Second, plutocracy risk: governance weight proportional to token holdings means wealthy holders (whales, VCs, founding teams) can dominate outcomes. A single holder with 20% of governance tokens can often block or pass proposals unilaterally. Several DAOs have experimented with quadratic voting (where voting power scales with the square root of holdings) to reduce whale dominance, but implementation challenges limit adoption.
Third, governance attacks: the 2023 Beanstalk hack was a spectacular example — an attacker used a flash loan to borrow enough governance tokens to pass a malicious proposal in a single transaction, stealing $182 million. Time-locks, multi-sig execution, and snapshot voting for off-chain signal gathering are the main defenses, but governance security remains an active research area.
The Future: Sub-DAOs, Delegated Governance, and Legal Wrappers
The Future: Sub-DAOs, Delegated Governance, and Legal Wrappers

Mature DAOs are evolving beyond simple token voting. Sub-DAOs delegate specific responsibilities to specialized working groups: a security council for emergency decisions, a grants committee for ecosystem funding, a risk team for parameter management. This prevents governance paralysis while maintaining decentralized oversight of the overall system.
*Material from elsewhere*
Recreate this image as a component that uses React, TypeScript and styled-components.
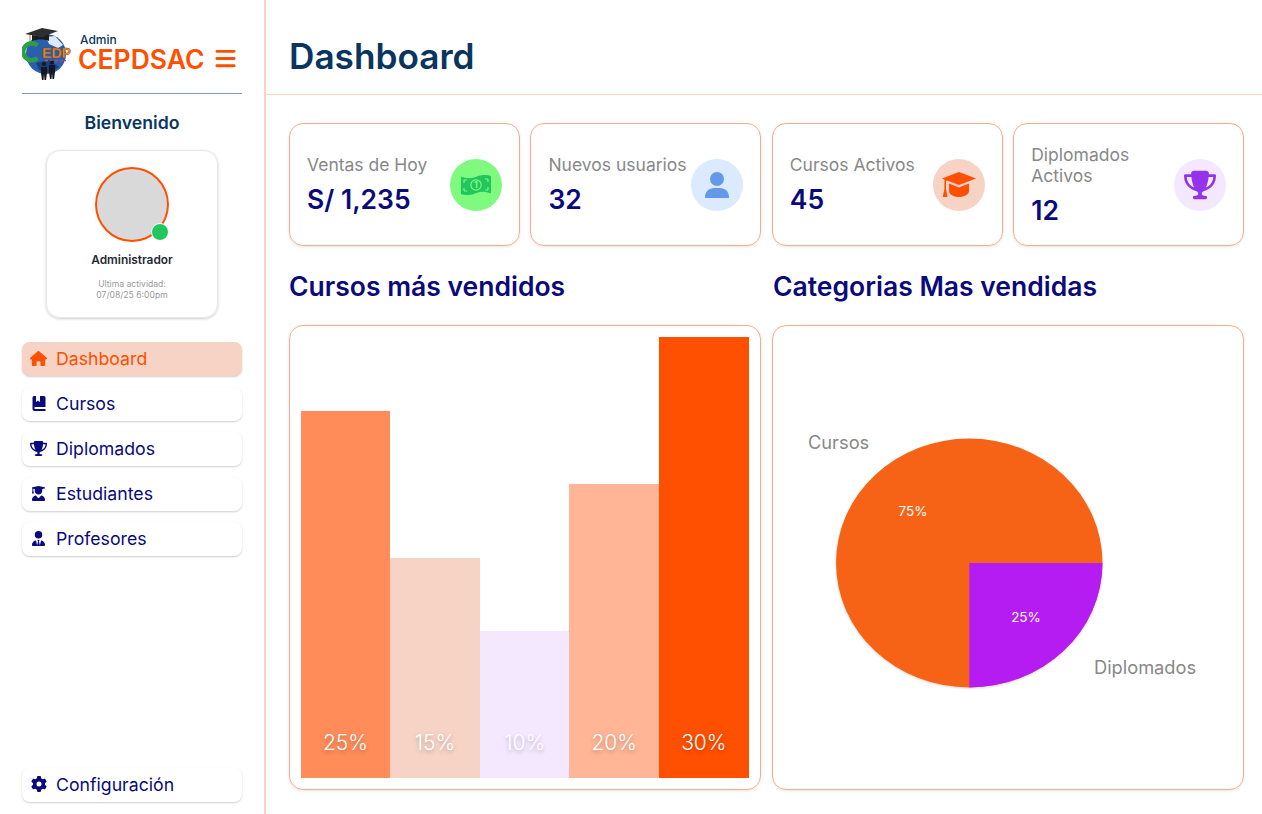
import React from 'react';
import styled, { createGlobalStyle } from 'styled-components';
import { FaBars, FaGear, FaHouse, FaTrophy, FaUserGraduate, FaUserTie } from 'react-icons/fa6';

const GlobalStyle = createGlobalStyle`
    html, body {
        margin: 0;
        padding: 0;
        background: #fff;
        font-family: Inter, "Liberation Sans", sans-serif;
    }
    * {
        box-sizing: border-box;
    }
`

const Page = styled.div`
    display: flex;
    width: 1262px;
    height: 814px;
    overflow: hidden;
`

const Sidebar = styled.aside`
    width: 266px;
    flex-shrink: 0;
    border-right: 2px solid #f8d3c5;
    padding: 0 22px 12px 22px;
    display: flex;
    flex-direction: column;
`

const Brand = styled.div`
    height: 94px;
    border-bottom: 1px solid #7f9bbf;
    display: flex;
    align-items: flex-start;
    padding-top: 27px;
    gap: 6px;
`

const BrandText = styled.div`
    display: flex;
    flex-direction: column;
    margin-top: 7px;
`

const BrandAdmin = styled.span`
    font-size: 12px;
    line-height: 12px;
    font-weight: 500;
    color: #0a3560;
    margin-left: 2px;
`

const BrandName = styled.span`
    font-size: 26.5px;
    line-height: 26px;
    font-weight: 600;
    color: #ff4f00;
`

const MenuToggle = styled.span`
    color: #ff4f00;
    font-size: 23px;
    display: flex;
    margin: 20px 0 0 3px;
`

const Welcome = styled.div`
    margin-top: 18px;
    text-align: center;
    font-size: 17.7px;
    line-height: 22px;
    font-weight: 600;
    color: #0a3560;
`

const ProfileCard = styled.div`
    width: 172px;
    height: 168px;
    margin: 16px auto 0;
    border: 1px solid #e6e6e6;
    border-radius: 14px;
    box-shadow: 0 1px 3px rgba(0, 0, 0, 0.2);
    display: flex;
    flex-direction: column;
    align-items: center;
    padding-top: 16px;
`

const Avatar = styled.div`
    position: relative;
    width: 74px;
    height: 75px;
    border-radius: 50%;
    background: #d9d9d9;
    border: 2px solid #ff4f00;
`

const OnlineDot = styled.span`
    position: absolute;
    right: -2px;
    bottom: -1px;
    width: 18px;
    height: 18px;
    border-radius: 50%;
    background: #22c55e;
    border: 1.5px solid #fff;
`

const ProfileName = styled.div`
    margin-top: 11px;
    font-size: 11.9px;
    line-height: 14px;
    font-weight: 600;
    color: #1f2937;
`

const LastActivity = styled.div`
    margin-top: 12px;
    font-size: 8.6px;
    line-height: 11px;
    color: #9a9a9a;
    text-align: center;
`

const Nav = styled.nav`
    margin-top: 24px;
    display: flex;
    flex-direction: column;
    gap: 11px;
`

const NavItem = styled.div<{ $active?: boolean }>`
    height: 34px;
    border-radius: 8px;
    display: flex;
    align-items: center;
    padding: 0 0 2px 8px;
    gap: 9px;
    font-size: 17.7px;
    color: ${(p) => (p.$active ? '#ff4f00' : '#0a0a7a')};
    background: ${(p) => (p.$active ? '#f6d3c5' : '#fff')};
    box-shadow: 0 1px 2px rgba(0, 0, 0, 0.2);
`

const NavIcon = styled.span`
    width: 17px;
    display: flex;
    justify-content: center;
    font-size: 15px;
`

const SettingsItem = styled(NavItem)`
    margin-top: auto;
`

const Main = styled.main`
    flex: 1;
    min-width: 0;
    display: flex;
    flex-direction: column;
`

const Header = styled.header`
    height: 95px;
    border-bottom: 1px solid #fbd5c5;
    padding: 18px 23px 0;
    display: flex;
    align-items: center;
`

const PageTitle = styled.h1`
    margin: 0;
    font-size: 35.2px;
    font-weight: 600;
    color: #0a3560;
`

const Content = styled.div`
    padding: 28px 18px 24px 23px;
    display: flex;
    flex-direction: column;
    flex: 1;
`

const Stats = styled.div`
    display: grid;
    grid-template-columns: repeat(4, 1fr);
    gap: 10.67px;
`

const StatCard = styled.div`
    height: 123px;
    border: 1px solid #f8ab8c;
    border-radius: 14px;
    box-shadow: 0 1px 3px rgba(0, 0, 0, 0.1);
    display: flex;
    align-items: center;
    justify-content: space-between;
    padding: 1px 17px 0;
`

const StatLabel = styled.div`
    font-size: 17.5px;
    line-height: 21px;
    color: #888;
`

const StatValue = styled.div`
    margin-top: 8px;
    font-size: 26.5px;
    line-height: 33px;
    font-weight: 600;
    color: #0a0a7a;
`

const StatIcon = styled.div<{ $bg: string; $fg: string }>`
    width: 52px;
    height: 52px;
    flex-shrink: 0;
    margin-top: -1px;
    border-radius: 50%;
    background: ${(p) => p.$bg};
    color: ${(p) => p.$fg};
    display: flex;
    align-items: center;
    justify-content: center;
    font-size: 30px;
`

const Charts = styled.div`
    margin-top: 23px;
    flex: 1;
    display: grid;
    grid-template-columns: repeat(2, 1fr);
    grid-template-rows: auto 1fr;
    column-gap: 11px;
    row-gap: 21px;
`

const SectionTitle = styled.h2<{ $inset?: boolean }>`
    margin: 0;
    padding-left: ${(p) => (p.$inset ? '1px' : '0')};
    font-size: 26.5px;
    line-height: 35px;
    font-weight: 600;
    color: #0a0a7a;
`

const ChartCard = styled.div`
    border: 1px solid #f8ab8c;
    border-radius: 14px;
    box-shadow: 0 1px 3px rgba(0, 0, 0, 0.1);
    height: 465px;
`

const BarsCard = styled(ChartCard)`
    padding: 11px 11.4px 11px 10.6px;
    display: flex;
    align-items: flex-end;
`

const Bar = styled.div<{ $color: string }>`
    flex: 1;
    background: ${(p) => p.$color};
    display: flex;
    align-items: flex-end;
    justify-content: center;
    padding-bottom: 21px;
    font-size: 21px;
    line-height: 28px;
    font-weight: 350;
    color: #fff;
    text-shadow: 0 2px 4px rgba(0, 0, 0, 0.25);
`

const PieCard = styled(ChartCard)`
    display: flex;
`

const PieSvg = styled.svg`
    display: block;
    font-family: Inter, "Liberation Sans", sans-serif;
`

const bars = [
    { pct: 25, color: '#ff8c59', height: 367 },
    { pct: 15, color: '#f6d3c5', height: 220 },
    { pct: 10, color: '#f3e8ff', height: 147 },
    { pct: 20, color: '#ffb596', height: 294 },
    { pct: 30, color: '#ff4f00', height: 441 },
];

// book with a bookmark notch, the packages only have it in other shapes
const BookIcon = () => (
    <svg width="14" height="15" viewBox="0 0 14 15" fill="currentColor">
        <path d="M2 0 H4 V6 L6 4.4 L8 6 V0 H12 A1.5 1.5 0 0 1 13.5 1.5 V11 H3 A1.2 1.2 0 0 0 3 13 H13.5 V15 H2.5 A2.2 2.2 0 0 1 0.5 13 V1.5 A1.5 1.5 0 0 1 2 0 Z" />
    </svg>
);

const MoneyIcon = () => (
    <svg width="32" height="26" viewBox="0 0 32 26">
        <path d="M1 4.5 C7 7 12 6.5 17 4.5 C22 2.5 27 2.5 31 4 V21.5 C25 19 20 19.5 15 21.5 C10 23.5 5 23.5 1 22 Z" fill="#22c55e" />
        <circle cx="16" cy="13" r="5.2" fill="none" stroke="#7ffa7f" strokeWidth="1.2" />
        <text x="16" y="16.3" fontSize="9" fontWeight="700" fill="#7ffa7f" textAnchor="middle">1</text>
        <path d="M4 8 V11 M4 8 H7 M28 7 V10 M28 7 H25 M4 19 V16 M4 19 H7 M28 18 V15 M28 18 H25" stroke="#7ffa7f" strokeWidth="1.2" fill="none" />
    </svg>
);

const PersonIcon = () => (
    <svg width="24" height="28" viewBox="0 0 24 28" fill="#6498e8">
        <circle cx="12" cy="8" r="7" />
        <path d="M0 26.5 C0 20.5 4 17 9 17 H15 C20 17 24 20.5 24 26.5 V27 H0 Z" />
    </svg>
);

const CapIcon = () => (
    <svg width="34" height="26" viewBox="0 0 34 26" fill="#ff4f00">
        <path d="M17 0 L34 6.5 L17 13 L5 8.5 V9 L0 6.5 Z" />
        <path d="M7 11.5 L17 15.5 L27 11.5 V19 C27 22.5 22 25 17 25 C12 25 7 22.5 7 19 Z" />
        <path d="M2.4 8 H4 V17 L5.5 25 H0.8 L2.4 17 Z" />
    </svg>
);

const navItems = [
    { label: 'Cursos', icon: <BookIcon /> },
    { label: 'Diplomados', icon: <FaTrophy size={17} /> },
    { label: 'Estudiantes', icon: <FaUserGraduate /> },
    { label: 'Profesores', icon: <FaUserTie /> },
];

const Logo = () => (
    <svg width="50" height="53" viewBox="0 0 50 53">
        <circle cx="24" cy="27" r="20" fill="#2a5fb0" />
        <path d="M24 10 L33 9 L41 18 L36 21 L27 17 Z" fill="#dfe8f2" />
        <path d="M14 36 L27 33 L37 40 L27 46 L17 43 Z" fill="#16407f" />
        <path d="M3 7 L20 1 L36 4 L20 10 Z" fill="#2e2e2e" />
        <path d="M10 8 L10 14 C15 12 23 12 27 14 L27 7 L20 10 Z" fill="#1c1c1c" />
        <path d="M8 8 L8 19" stroke="#b5762e" strokeWidth="1" />
        <path d="M15.5 18.5 A8.5 8.5 0 1 0 15.5 31" fill="none" stroke="#2e9e45" strokeWidth="4.5" />
        <text x="20" y="31" fontSize="15" fontWeight="800" fontFamily="Liberation Sans, sans-serif" fill="#f08a24" stroke="#7a3d0a" strokeWidth="0.4" textLength="29" lengthAdjust="spacingAndGlyphs">EDP</text>
        <path d="M23 33.5 H44" stroke="#c9455a" strokeWidth="1.5" strokeDasharray="3 2" />
        <g fill="#16161c">
            <circle cx="22" cy="37" r="2" />
            <path d="M19 40 H25 V46 L24 53 H22.5 L22 47 L21.5 53 H20 L19 46 Z" />
            <circle cx="30" cy="35.5" r="2" />
            <path d="M27 38 H33 V45 L32 52 H30.5 L30 46 L29.5 52 H28 L27 45 Z" />
        </g>
    </svg>
);

const PieChart = () => (
    <PieSvg width="470" height="463" viewBox="0 0 470 463">
        <defs>
            <filter id="pieShadow" x="-5%" y="-5%" width="110%" height="110%">
                <feDropShadow dx="0" dy="1" stdDeviation="1" floodOpacity="0.15" />
            </filter>
        </defs>
        <g filter="url(#pieShadow)">
            <ellipse cx="196.25" cy="237" rx="133.25" ry="124.5" fill="#f66416" />
            <path d="M196.25 237 H329.5 A133.25 124.5 0 0 1 196.25 361.5 Z" fill="#b41ff2" />
        </g>
        <text x="35" y="123" fontSize="18.25" fill="#888">Cursos</text>
        <text x="321" y="348" fontSize="18.25" fill="#888">Diplomados</text>
        <text x="140" y="190" fontSize="13.5" fill="#fff" textAnchor="middle">75%</text>
        <text x="253" y="296" fontSize="13.5" fill="#fff" textAnchor="middle">25%</text>
    </PieSvg>
);

export default function App() {
    return (
        <Page>
            <GlobalStyle />
            <Sidebar>
                <Brand>
                    <Logo />
                    <BrandText>
                        <BrandAdmin>Admin</BrandAdmin>
                        <BrandName>CEPDSAC</BrandName>
                    </BrandText>
                    <MenuToggle><FaBars /></MenuToggle>
                </Brand>
                <Welcome>Bienvenido</Welcome>
                <ProfileCard>
                    <Avatar><OnlineDot /></Avatar>
                    <ProfileName>Administrador</ProfileName>
                    <LastActivity>Ultima actividad:<br />07/08/25 6:00pm</LastActivity>
                </ProfileCard>
                <Nav>
                    <NavItem $active><NavIcon><FaHouse size={17} /></NavIcon>Dashboard</NavItem>
                    {navItems.map((item) => (
                        <NavItem key={item.label}><NavIcon>{item.icon}</NavIcon>{item.label}</NavItem>
                    ))}
                </Nav>
                <SettingsItem><NavIcon><FaGear size={16} /></NavIcon>Configuración</SettingsItem>
            </Sidebar>
            <Main>
                <Header><PageTitle>Dashboard</PageTitle></Header>
                <Content>
                    <Stats>
                        <StatCard>
                            <div><StatLabel>Ventas de Hoy</StatLabel><StatValue>S/ 1,235</StatValue></div>
                            <StatIcon $bg="#7ffa7f" $fg="#22c55e"><MoneyIcon /></StatIcon>
                        </StatCard>
                        <StatCard>
                            <div><StatLabel>Nuevos usuarios</StatLabel><StatValue>32</StatValue></div>
                            <StatIcon $bg="#dbeafe" $fg="#6498e8"><PersonIcon /></StatIcon>
                        </StatCard>
                        <StatCard>
                            <div><StatLabel>Cursos Activos</StatLabel><StatValue>45</StatValue></div>
                            <StatIcon $bg="#f6d3c5" $fg="#ff4f00"><CapIcon /></StatIcon>
                        </StatCard>
                        <StatCard>
                            <div><StatLabel>Diplomados<br />Activos</StatLabel><StatValue>12</StatValue></div>
                            <StatIcon $bg="#f3e8ff" $fg="#9333ea"><FaTrophy size={32} /></StatIcon>
                        </StatCard>
                    </Stats>
                    <Charts>
                        <SectionTitle>Cursos más vendidos</SectionTitle>
                        <SectionTitle $inset>Categorias Mas vendidas</SectionTitle>
                        <BarsCard>
                            {bars.map((b) => (
                                <Bar key={b.pct} $color={b.color} style={{ height: b.height }}>{b.pct}%</Bar>
                            ))}
                        </BarsCard>
                        <PieCard><PieChart /></PieCard>
                    </Charts>
                </Content>
            </Main>
        </Page>
    );
}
Delegation has become a critical feature in modern DAO design. Holders who don't have time to evaluate every technical proposal can delegate their voting power to trusted representatives (similar to elected officials) who vote on their behalf. Compound and Uniswap both support delegation, and specialized governance delegates have emerged as a new profession in the ecosystem.
Legal recognition is advancing rapidly. Wyoming's 2021 DAO LLC law was pioneering, and the Marshall Islands, Switzerland, and Cayman Islands have followed with DAO-friendly frameworks. Legal wrapping allows DAOs to sign contracts, employ people, and engage with the traditional legal system while maintaining decentralized governance — solving the 'DAO as legal person' problem.